**TASK DATA**
================

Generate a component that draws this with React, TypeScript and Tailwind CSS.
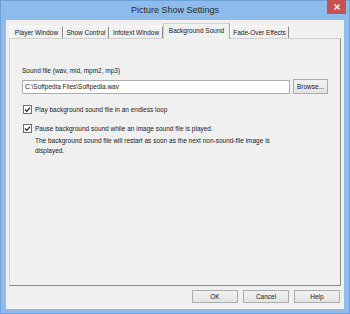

================

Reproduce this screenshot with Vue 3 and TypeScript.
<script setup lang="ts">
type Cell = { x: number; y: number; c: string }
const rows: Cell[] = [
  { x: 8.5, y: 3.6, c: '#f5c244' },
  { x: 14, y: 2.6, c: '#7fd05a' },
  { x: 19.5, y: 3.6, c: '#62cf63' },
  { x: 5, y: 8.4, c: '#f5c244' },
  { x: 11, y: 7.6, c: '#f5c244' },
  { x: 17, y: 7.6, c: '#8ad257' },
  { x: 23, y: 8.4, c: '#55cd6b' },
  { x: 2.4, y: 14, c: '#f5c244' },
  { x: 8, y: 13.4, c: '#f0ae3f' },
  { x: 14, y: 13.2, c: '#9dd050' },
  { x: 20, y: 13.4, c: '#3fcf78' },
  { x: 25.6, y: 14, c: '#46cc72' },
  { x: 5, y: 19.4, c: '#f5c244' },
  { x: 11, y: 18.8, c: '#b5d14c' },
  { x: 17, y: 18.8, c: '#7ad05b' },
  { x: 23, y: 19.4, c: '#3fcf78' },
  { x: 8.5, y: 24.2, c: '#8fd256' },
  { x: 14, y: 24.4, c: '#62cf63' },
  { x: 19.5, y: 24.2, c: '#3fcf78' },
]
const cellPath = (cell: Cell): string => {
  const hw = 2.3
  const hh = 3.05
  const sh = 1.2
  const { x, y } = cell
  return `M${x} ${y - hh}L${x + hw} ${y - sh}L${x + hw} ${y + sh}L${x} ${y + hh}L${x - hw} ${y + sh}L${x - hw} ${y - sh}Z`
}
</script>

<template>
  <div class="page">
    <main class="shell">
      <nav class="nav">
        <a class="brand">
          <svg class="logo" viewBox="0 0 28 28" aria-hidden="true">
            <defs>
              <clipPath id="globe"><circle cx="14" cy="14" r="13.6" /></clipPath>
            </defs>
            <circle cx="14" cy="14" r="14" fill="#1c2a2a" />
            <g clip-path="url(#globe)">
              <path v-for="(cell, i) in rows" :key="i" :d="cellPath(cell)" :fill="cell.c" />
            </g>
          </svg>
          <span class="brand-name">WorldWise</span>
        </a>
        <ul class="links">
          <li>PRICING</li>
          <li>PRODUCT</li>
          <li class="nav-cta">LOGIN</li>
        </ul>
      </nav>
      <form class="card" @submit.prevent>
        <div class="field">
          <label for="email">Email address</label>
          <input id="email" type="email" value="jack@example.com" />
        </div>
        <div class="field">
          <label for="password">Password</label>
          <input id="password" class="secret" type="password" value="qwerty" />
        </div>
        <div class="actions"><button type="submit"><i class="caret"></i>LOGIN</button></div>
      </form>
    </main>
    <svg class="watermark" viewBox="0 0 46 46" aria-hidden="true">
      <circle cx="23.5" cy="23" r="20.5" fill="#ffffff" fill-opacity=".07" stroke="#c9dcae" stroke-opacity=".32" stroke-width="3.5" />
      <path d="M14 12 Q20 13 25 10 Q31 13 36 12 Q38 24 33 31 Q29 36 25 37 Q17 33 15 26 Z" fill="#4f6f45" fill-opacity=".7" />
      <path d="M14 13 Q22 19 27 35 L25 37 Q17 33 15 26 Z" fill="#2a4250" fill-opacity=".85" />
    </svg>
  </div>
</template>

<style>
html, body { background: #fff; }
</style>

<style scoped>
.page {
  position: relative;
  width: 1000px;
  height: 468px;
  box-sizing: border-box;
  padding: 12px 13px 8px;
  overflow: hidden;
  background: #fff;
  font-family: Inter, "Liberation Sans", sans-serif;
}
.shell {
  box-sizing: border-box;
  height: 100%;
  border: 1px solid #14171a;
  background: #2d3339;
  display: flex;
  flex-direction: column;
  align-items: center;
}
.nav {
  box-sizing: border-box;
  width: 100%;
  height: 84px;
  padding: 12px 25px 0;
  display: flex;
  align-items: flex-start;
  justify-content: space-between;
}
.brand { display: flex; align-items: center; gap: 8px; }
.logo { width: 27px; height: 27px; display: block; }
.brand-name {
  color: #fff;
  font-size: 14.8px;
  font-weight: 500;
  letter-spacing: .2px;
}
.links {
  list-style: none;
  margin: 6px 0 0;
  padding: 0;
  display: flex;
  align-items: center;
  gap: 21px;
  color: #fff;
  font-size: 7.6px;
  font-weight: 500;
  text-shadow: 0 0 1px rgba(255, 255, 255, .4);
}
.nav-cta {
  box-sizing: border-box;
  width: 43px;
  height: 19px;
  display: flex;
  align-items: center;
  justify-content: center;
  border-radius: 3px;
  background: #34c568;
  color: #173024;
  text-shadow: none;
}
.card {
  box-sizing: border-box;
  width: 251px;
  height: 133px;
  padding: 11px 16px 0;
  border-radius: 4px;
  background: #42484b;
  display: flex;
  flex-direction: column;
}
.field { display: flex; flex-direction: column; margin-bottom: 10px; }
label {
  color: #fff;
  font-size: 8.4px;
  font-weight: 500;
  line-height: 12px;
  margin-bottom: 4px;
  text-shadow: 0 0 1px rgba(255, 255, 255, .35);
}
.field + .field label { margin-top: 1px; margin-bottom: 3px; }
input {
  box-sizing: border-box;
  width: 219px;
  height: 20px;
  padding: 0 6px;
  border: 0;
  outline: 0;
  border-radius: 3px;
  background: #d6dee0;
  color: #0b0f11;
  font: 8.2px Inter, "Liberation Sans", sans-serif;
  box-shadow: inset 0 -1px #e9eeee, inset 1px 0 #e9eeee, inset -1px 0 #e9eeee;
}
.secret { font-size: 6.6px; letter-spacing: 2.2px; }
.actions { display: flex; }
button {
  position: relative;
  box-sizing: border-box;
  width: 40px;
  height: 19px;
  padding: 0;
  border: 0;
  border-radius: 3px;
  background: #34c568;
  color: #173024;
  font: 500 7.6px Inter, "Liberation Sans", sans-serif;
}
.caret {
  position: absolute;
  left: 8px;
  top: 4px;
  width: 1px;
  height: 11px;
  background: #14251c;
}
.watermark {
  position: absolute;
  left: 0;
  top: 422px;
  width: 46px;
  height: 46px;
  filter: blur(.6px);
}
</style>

================

Pick each line holding the word "TypeScript" out of the data and copy it.

Generate a component that draws this with React, TypeScript and Tailwind CSS.
Reproduce this screenshot with Vue 3 and TypeScript.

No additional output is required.